Roll shoulders forward, up, back, and down in fluid circles. Reverse direction. Focus on separating the shoulder blades on the backward motion to open the chest.

Hip Circles

With soft knees and stable feet, make small circles with your hips. Gradually expand the circumference while keeping your upper body quiet—no swaying or compensating.

Core Belly Dance Techniques

The Hip Shimmy

The heartbeat of belly dance

Unlike the shoulder variation, the hip shimmy creates rapid vibration through alternating knee bends. Stand in neutral position with weight balanced. Bend and straighten your knees in quick alternation—left, right, left, right—allowing the movement to travel up through relaxed hips. The hips shake naturally; you don't force them.

Troubleshooting: If your shimmy looks jerky, slow down and reduce the knee bend. If you feel thigh burn immediately, you're bending too deeply. Aim for a fast, tiny pulse.

Hip Drops

Creating sharp, percussive accents

Shift your weight onto your left leg, keeping the right foot lightly touching the floor for balance. Lift your right hip slightly, then drop it sharply downward by relaxing the supporting oblique. The left hip remains stable and lifted. Repeat on both sides.

Key distinction: You're not squatting both hips down simultaneously. One hip drops while the other stays elevated, creating the characteristic asymmetrical silhouette.

Torso Undulation (Camel)

The fluid wave through your spine

This vertical figure-eight through the torso creates serpentine elegance. Begin by pushing your chest forward and up. Then release the chest down as you tuck the pelvis under and lift it slightly. Finally, release the pelvis back to neutral.

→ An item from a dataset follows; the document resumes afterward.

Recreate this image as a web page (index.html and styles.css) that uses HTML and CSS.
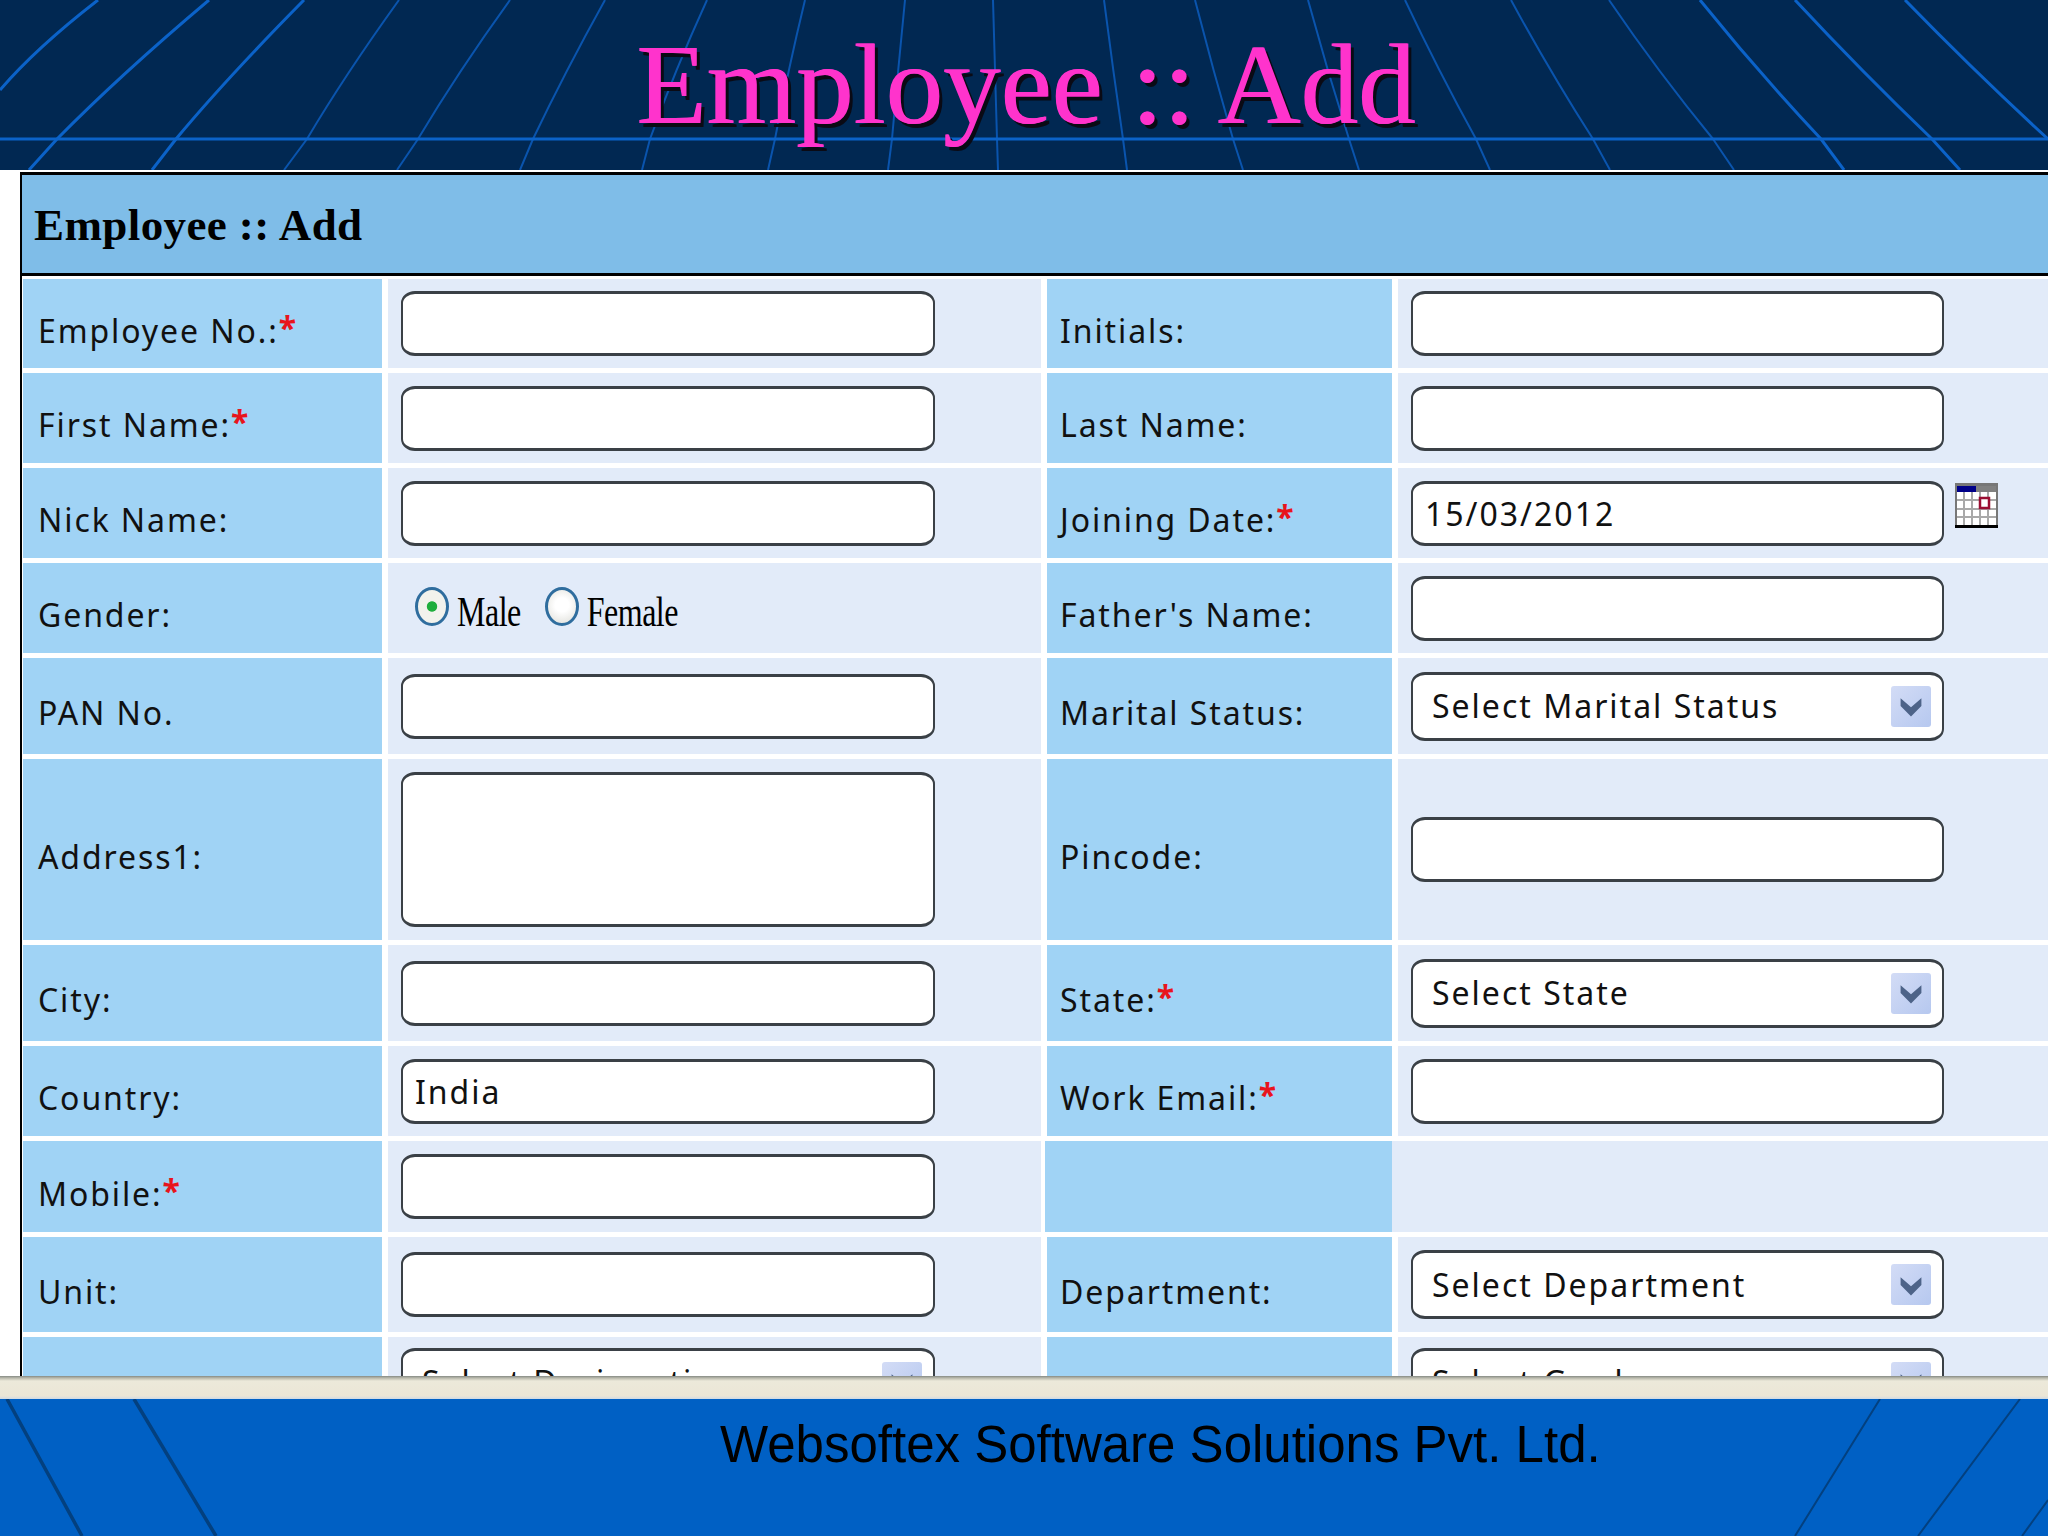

Practice slowly until the three points (chest up, chest down/pelvis up, pelvis neutral) blur into one continuous motion.

Snake Arms

Extending your expression

Start with arms relaxed at your sides. Initiate the movement from your shoulder blade, sending energy through the elbow, wrist, and finally fingertips in a traveling wave. One arm rises while the other falls. Keep the motion continuous and liquid—no angles or abrupt stops.

Listening: Your First Rhythm

Musicality separates mechanical movement from true dance. Begin with the maqsum, one of the most common belly dance rhythms:

Count: DUM tek tek DUM tek

Say it aloud, clapping on the DUMs. The DUMs are deep, resonant beats; the teks are sharp and high. Once comfortable, step in place, bending your knees slightly on each DUM. This grounding prepares you to layer shimmies and hip drops atop the pulse.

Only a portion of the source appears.